Task: Give the data below again exactly as written, without its pictures.

Data extract:

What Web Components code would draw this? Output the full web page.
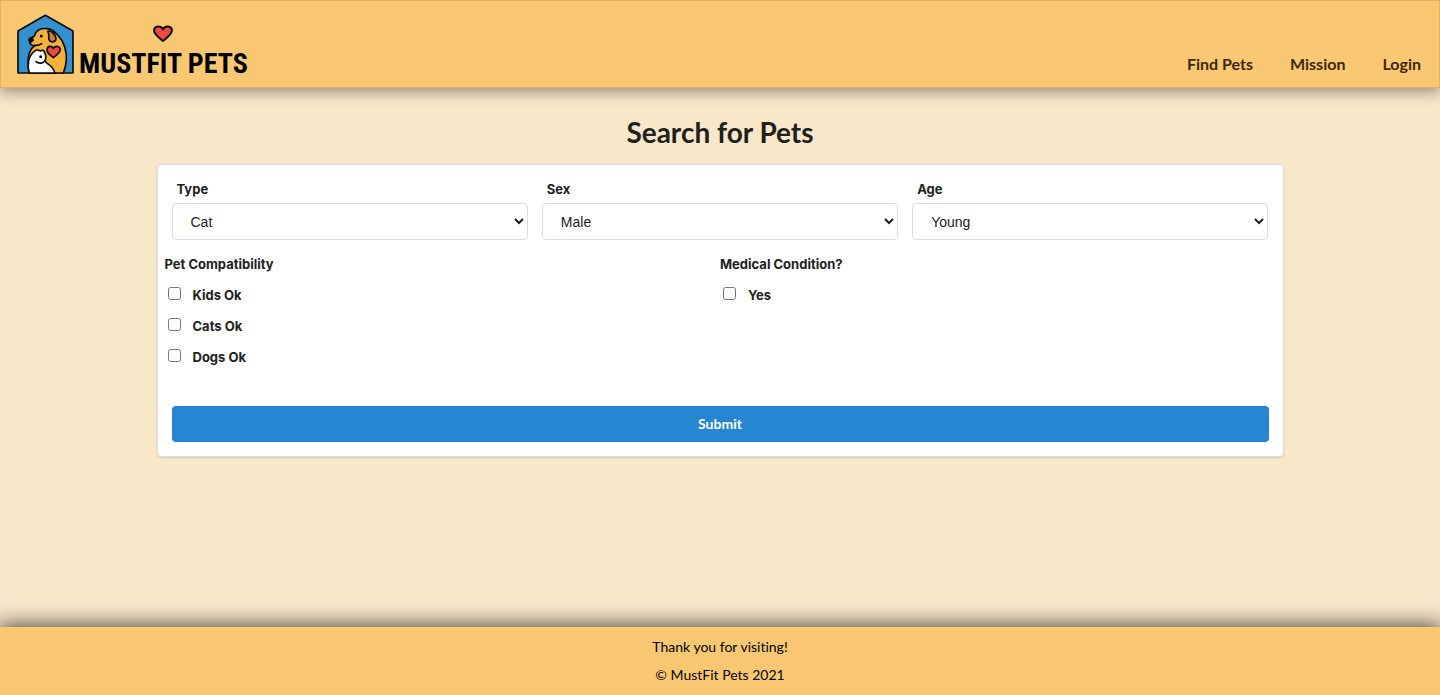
<!DOCTYPE html>
<html lang="en">
<head>
<meta charset="utf-8">
<meta name="viewport" content="width=device-width, initial-scale=1">
<title>MustFit Pets</title>
<style>
  body { margin: 0; background: #f8e7c9; font-family: Lato, "Liberation Sans", sans-serif; font-variant-ligatures: none; }
</style>
</head>
<body>
<pets-app>
  <site-header slot="header">
    <nav-link href="#find">Find Pets</nav-link>
    <nav-link href="#mission">Mission</nav-link>
    <nav-link href="#login">Login</nav-link>
  </site-header>
  <pet-search heading="Search for Pets"></pet-search>
  <site-footer slot="footer">
    <p>Thank you for visiting!</p>
    <p>© MustFit Pets 2021</p>
  </site-footer>
</pets-app>

<script>
class Base extends HTMLElement {
  constructor() {
    super();
    this.attachShadow({ mode: "open" });
  }
  connectedCallback() {
    this.shadowRoot.innerHTML = `<style>*{box-sizing:border-box}</style>` + this.render();
  }
}

customElements.define("pets-app", class extends Base {
  render() {
    return `<style>
      :host { display: flex; flex-direction: column; min-height: 100vh; }
      main { flex: 1; padding: 27px 16px; }
    </style>
    <slot name="header"></slot>
    <main><slot></slot></main>
    <slot name="footer"></slot>`;
  }
});

customElements.define("site-logo", class extends Base {
  render() {
    return `<style>
      :host { display: block; }
      a { display: flex; align-items: flex-end; gap: 5px; color: #000; text-decoration: none; }
      .house { display: block; width: 57px; height: 60px; }
      .word { position: relative; white-space: nowrap; font: bold 28px/20px "Liberation Sans Narrow", "Roboto Condensed", Roboto, sans-serif; }
      .heart { position: absolute; left: 73px; bottom: 31px; width: 22px; height: 18px; }
    </style>
    <a href="#home">
      <svg class="house" viewBox="51 42 171 180" aria-hidden="true" stroke="#0b0b0b" stroke-width="5" stroke-linejoin="round" stroke-linecap="round">
        <path d="M54 93 136 46 219 93V219H54Z" fill="#3490cf"/>
        <path d="M95 219C78 190 82 155 104 137C96 138 88 132 88 121C92 114 99 112 104 107C108 91 122 84 139 86C151 85 163 93 173 105C192 124 201 155 199 180C198 197 194 209 190 219Z" fill="#f6b13c"/>
        <path d="M87 121C87 115 91 113 97 113L99 121 92 126Z" fill="#0b0b0b"/>
        <path d="M104 136C112 137 119 135 125 131" fill="none"/>
        <path d="M143 94C154 91 166 101 168 116C167 128 151 129 147 119C144 109 150 105 143 94Z" fill="#c58332"/>
        <path d="M88 219C80 195 84 166 107 151C113 148 117 152 121 153C127 149 132 151 133 156C138 165 139 174 135 182C139 194 160 195 164 219Z" fill="#fff"/>
        <path d="M108 185C117 193 131 190 136 180" fill="none"/>
        <path d="M160 173C147 163 140 157 141 148C143 137 155 136 160 145C166 136 178 138 181 147C181 157 171 165 160 173Z" fill="#ee4a43"/>
        <circle cx="124" cy="108" r="2" fill="#0b0b0b"/>
        <circle cx="122" cy="170" r="2" fill="#0b0b0b"/>
      </svg>
      <span class="word">MUSTFIT PETS
        <svg class="heart" viewBox="0 0 66 54" aria-hidden="true"><path d="M33 48C20 38 6 28 6 16C8 2 26 1 33 13C40 1 58 2 60 16C60 28 46 38 33 48Z" fill="#ee4a43" stroke="#0b0b0b" stroke-width="6" stroke-linejoin="round"/></svg>
      </span>
    </a>`;
  }
});

customElements.define("site-header", class extends Base {
  render() {
    return `<style>
      :host { display: block; position: relative; }
      header { display: flex; justify-content: space-between; align-items: flex-end; padding: 13px 18px 13px 16px; background: #fac873; border: 1px solid #e0b060; box-shadow: 0 5px 12px rgba(0,0,0,.35); }
      nav { display: flex; gap: 37px; }
    </style>
    <header><site-logo></site-logo><nav aria-label="Main"><slot></slot></nav></header>`;
  }
});

customElements.define("nav-link", class extends Base {
  render() {
    return `<style>
      :host { display: block; }
      a { display: block; color: #3e270b; text-decoration: none; font-weight: bold; font-size: 16px; line-height: 20px; }
    </style>
    <a href="${this.getAttribute("href")}"><slot></slot></a>`;
  }
});

customElements.define("site-footer", class extends Base {
  render() {
    return `<style>
      :host { display: block; position: relative; }
      footer { display: flex; flex-direction: column; gap: 8px; padding: 10px 16px; text-align: center; background: #fac873; color: #000; font-size: 14px; line-height: 20px; box-shadow: 0 0 20px 2px rgba(0,0,0,.7); }
      ::slotted(p) { margin: 0; }
    </style>
    <footer><slot></slot></footer>`;
  }
});

customElements.define("select-field", class extends Base {
  render() {
    const options = this.getAttribute("options").split(",").map(o => `<option>${o}</option>`).join("");
    return `<style>
      :host { display: block; flex: 1; min-width: 0; }
      label { display: block; padding: 0 5px; margin-bottom: 5px; font: bold 13px/18px Inter, sans-serif; color: #212121; }
      select { display: block; width: 100%; height: 37px; padding: 0 0 0 14px; border: 1px solid #dcdddd; border-radius: 4px; background: #fff; color: #212121; font: 14px "Liberation Sans", sans-serif; }
    </style>
    <label for="field">${this.getAttribute("label")}</label>
    <select id="field">${options}</select>`;
  }
});

customElements.define("check-field", class extends Base {
  render() {
    return `<style>
      :host { display: block; }
      label { display: flex; align-items: center; gap: 12px; font: bold 13px/31px Inter, sans-serif; color: #212121; }
      input { width: 13px; height: 13px; margin: 0 0 4px 3px; }
    </style>
    <label><input type="checkbox"><slot></slot></label>`;
  }
});

customElements.define("check-group", class extends Base {
  render() {
    return `<style>
      :host { display: block; flex: 1; }
      fieldset { margin: 0; padding: 0; border: 0; }
      legend { padding: 0; font: bold 13px/31px Inter, sans-serif; color: #212121; }
    </style>
    <fieldset><legend>${this.getAttribute("label")}</legend><slot></slot></fieldset>`;
  }
});

customElements.define("pet-search", class extends Base {
  render() {
    return `<style>
      :host { display: block; max-width: 1127px; margin: 0 auto; }
      h1 { margin: 0 0 15px; text-align: center; font-weight: bold; font-size: 28px; line-height: 34px; color: #21211c; }
      form { padding: 15px 7px 14px; background: #fff; border: 1px solid #dcdddd; border-radius: 4px; box-shadow: 0 1px 2px rgba(34,36,38,.15); }
      .selects { display: flex; gap: 14px; padding: 0 7px; margin-bottom: 9px; }
      .checks { display: flex; margin-bottom: 33px; }
      .actions { padding: 0 7px; }
      button { display: block; width: 100%; height: 36px; border: 0; border-radius: 4px; background: #2686d1; color: #fff; font: bold 14px/18px Lato, sans-serif; cursor: pointer; }
    </style>
    <h1>${this.getAttribute("heading")}</h1>
    <form>
      <div class="selects">
        <select-field label="Type" options="Cat,Dog"></select-field>
        <select-field label="Sex" options="Male,Female"></select-field>
        <select-field label="Age" options="Young,Adult,Senior"></select-field>
      </div>
      <div class="checks">
        <check-group label="Pet Compatibility">
          <check-field>Kids Ok</check-field>
          <check-field>Cats Ok</check-field>
          <check-field>Dogs Ok</check-field>
        </check-group>
        <check-group label="Medical Condition?">
          <check-field>Yes</check-field>
        </check-group>
      </div>
      <div class="actions"><button type="submit">Submit</button></div>
    </form>`;
  }
});
</script>
</body>
</html>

Solution for this task:
What Web Components code would draw this? Output the full web page.
<!DOCTYPE html>
<html lang="en">
<head>
<meta charset="utf-8">
<meta name="viewport" content="width=device-width, initial-scale=1">
<title>MustFit Pets</title>
<style>
  body { margin: 0; background: #f8e7c9; font-family: Lato, "Liberation Sans", sans-serif; font-variant-ligatures: none; }
</style>
</head>
<body>
<pets-app>
  <site-header slot="header">
    <nav-link href="#find">Find Pets</nav-link>
    <nav-link href="#mission">Mission</nav-link>
    <nav-link href="#login">Login</nav-link>
  </site-header>
  <pet-search heading="Search for Pets"></pet-search>
  <site-footer slot="footer">
    <p>Thank you for visiting!</p>
    <p>© MustFit Pets 2021</p>
  </site-footer>
</pets-app>

<script>
class Base extends HTMLElement {
  constructor() {
    super();
    this.attachShadow({ mode: "open" });
  }
  connectedCallback() {
    this.shadowRoot.innerHTML = `<style>*{box-sizing:border-box}</style>` + this.render();
  }
}

customElements.define("pets-app", class extends Base {
  render() {
    return `<style>
      :host { display: flex; flex-direction: column; min-height: 100vh; }
      main { flex: 1; padding: 27px 16px; }
    </style>
    <slot name="header"></slot>
    <main><slot></slot></main>
    <slot name="footer"></slot>`;
  }
});

customElements.define("site-logo", class extends Base {
  render() {
    return `<style>
      :host { display: block; }
      a { display: flex; align-items: flex-end; gap: 5px; color: #000; text-decoration: none; }
      .house { display: block; width: 57px; height: 60px; }
      .word { position: relative; white-space: nowrap; font: bold 28px/20px "Liberation Sans Narrow", "Roboto Condensed", Roboto, sans-serif; }
      .heart { position: absolute; left: 73px; bottom: 31px; width: 22px; height: 18px; }
    </style>
    <a href="#home">
      <svg class="house" viewBox="51 42 171 180" aria-hidden="true" stroke="#0b0b0b" stroke-width="5" stroke-linejoin="round" stroke-linecap="round">
        <path d="M54 93 136 46 219 93V219H54Z" fill="#3490cf"/>
        <path d="M95 219C78 190 82 155 104 137C96 138 88 132 88 121C92 114 99 112 104 107C108 91 122 84 139 86C151 85 163 93 173 105C192 124 201 155 199 180C198 197 194 209 190 219Z" fill="#f6b13c"/>
        <path d="M87 121C87 115 91 113 97 113L99 121 92 126Z" fill="#0b0b0b"/>
        <path d="M104 136C112 137 119 135 125 131" fill="none"/>
        <path d="M143 94C154 91 166 101 168 116C167 128 151 129 147 119C144 109 150 105 143 94Z" fill="#c58332"/>
        <path d="M88 219C80 195 84 166 107 151C113 148 117 152 121 153C127 149 132 151 133 156C138 165 139 174 135 182C139 194 160 195 164 219Z" fill="#fff"/>
        <path d="M108 185C117 193 131 190 136 180" fill="none"/>
        <path d="M160 173C147 163 140 157 141 148C143 137 155 136 160 145C166 136 178 138 181 147C181 157 171 165 160 173Z" fill="#ee4a43"/>
        <circle cx="124" cy="108" r="2" fill="#0b0b0b"/>
        <circle cx="122" cy="170" r="2" fill="#0b0b0b"/>
      </svg>
      <span class="word">MUSTFIT PETS
        <svg class="heart" viewBox="0 0 66 54" aria-hidden="true"><path d="M33 48C20 38 6 28 6 16C8 2 26 1 33 13C40 1 58 2 60 16C60 28 46 38 33 48Z" fill="#ee4a43" stroke="#0b0b0b" stroke-width="6" stroke-linejoin="round"/></svg>
      </span>
    </a>`;
  }
});

customElements.define("site-header", class extends Base {
  render() {
    return `<style>
      :host { display: block; position: relative; }
      header { display: flex; justify-content: space-between; align-items: flex-end; padding: 13px 18px 13px 16px; background: #fac873; border: 1px solid #e0b060; box-shadow: 0 5px 12px rgba(0,0,0,.35); }
      nav { display: flex; gap: 37px; }
    </style>
    <header><site-logo></site-logo><nav aria-label="Main"><slot></slot></nav></header>`;
  }
});

customElements.define("nav-link", class extends Base {
  render() {
    return `<style>
      :host { display: block; }
      a { display: block; color: #3e270b; text-decoration: none; font-weight: bold; font-size: 16px; line-height: 20px; }
    </style>
    <a href="${this.getAttribute("href")}"><slot></slot></a>`;
  }
});

customElements.define("site-footer", class extends Base {
  render() {
    return `<style>
      :host { display: block; position: relative; }
      footer { display: flex; flex-direction: column; gap: 8px; padding: 10px 16px; text-align: center; background: #fac873; color: #000; font-size: 14px; line-height: 20px; box-shadow: 0 0 20px 2px rgba(0,0,0,.7); }
      ::slotted(p) { margin: 0; }
    </style>
    <footer><slot></slot></footer>`;
  }
});

customElements.define("select-field", class extends Base {
  render() {
    const options = this.getAttribute("options").split(",").map(o => `<option>${o}</option>`).join("");
    return `<style>
      :host { display: block; flex: 1; min-width: 0; }
      label { display: block; padding: 0 5px; margin-bottom: 5px; font: bold 13px/18px Inter, sans-serif; color: #212121; }
      select { display: block; width: 100%; height: 37px; padding: 0 0 0 14px; border: 1px solid #dcdddd; border-radius: 4px; background: #fff; color: #212121; font: 14px "Liberation Sans", sans-serif; }
    </style>
    <label for="field">${this.getAttribute("label")}</label>
    <select id="field">${options}</select>`;
  }
});

customElements.define("check-field", class extends Base {
  render() {
    return `<style>
      :host { display: block; }
      label { display: flex; align-items: center; gap: 12px; font: bold 13px/31px Inter, sans-serif; color: #212121; }
      input { width: 13px; height: 13px; margin: 0 0 4px 3px; }
    </style>
    <label><input type="checkbox"><slot></slot></label>`;
  }
});

customElements.define("check-group", class extends Base {
  render() {
    return `<style>
      :host { display: block; flex: 1; }
      fieldset { margin: 0; padding: 0; border: 0; }
      legend { padding: 0; font: bold 13px/31px Inter, sans-serif; color: #212121; }
    </style>
    <fieldset><legend>${this.getAttribute("label")}</legend><slot></slot></fieldset>`;
  }
});

customElements.define("pet-search", class extends Base {
  render() {
    return `<style>
      :host { display: block; max-width: 1127px; margin: 0 auto; }
      h1 { margin: 0 0 15px; text-align: center; font-weight: bold; font-size: 28px; line-height: 34px; color: #21211c; }
      form { padding: 15px 7px 14px; background: #fff; border: 1px solid #dcdddd; border-radius: 4px; box-shadow: 0 1px 2px rgba(34,36,38,.15); }
      .selects { display: flex; gap: 14px; padding: 0 7px; margin-bottom: 9px; }
      .checks { display: flex; margin-bottom: 33px; }
      .actions { padding: 0 7px; }
      button { display: block; width: 100%; height: 36px; border: 0; border-radius: 4px; background: #2686d1; color: #fff; font: bold 14px/18px Lato, sans-serif; cursor: pointer; }
    </style>
    <h1>${this.getAttribute("heading")}</h1>
    <form>
      <div class="selects">
        <select-field label="Type" options="Cat,Dog"></select-field>
        <select-field label="Sex" options="Male,Female"></select-field>
        <select-field label="Age" options="Young,Adult,Senior"></select-field>
      </div>
      <div class="checks">
        <check-group label="Pet Compatibility">
          <check-field>Kids Ok</check-field>
          <check-field>Cats Ok</check-field>
          <check-field>Dogs Ok</check-field>
        </check-group>
        <check-group label="Medical Condition?">
          <check-field>Yes</check-field>
        </check-group>
      </div>
      <div class="actions"><button type="submit">Submit</button></div>
    </form>`;
  }
});
</script>
</body>
</html>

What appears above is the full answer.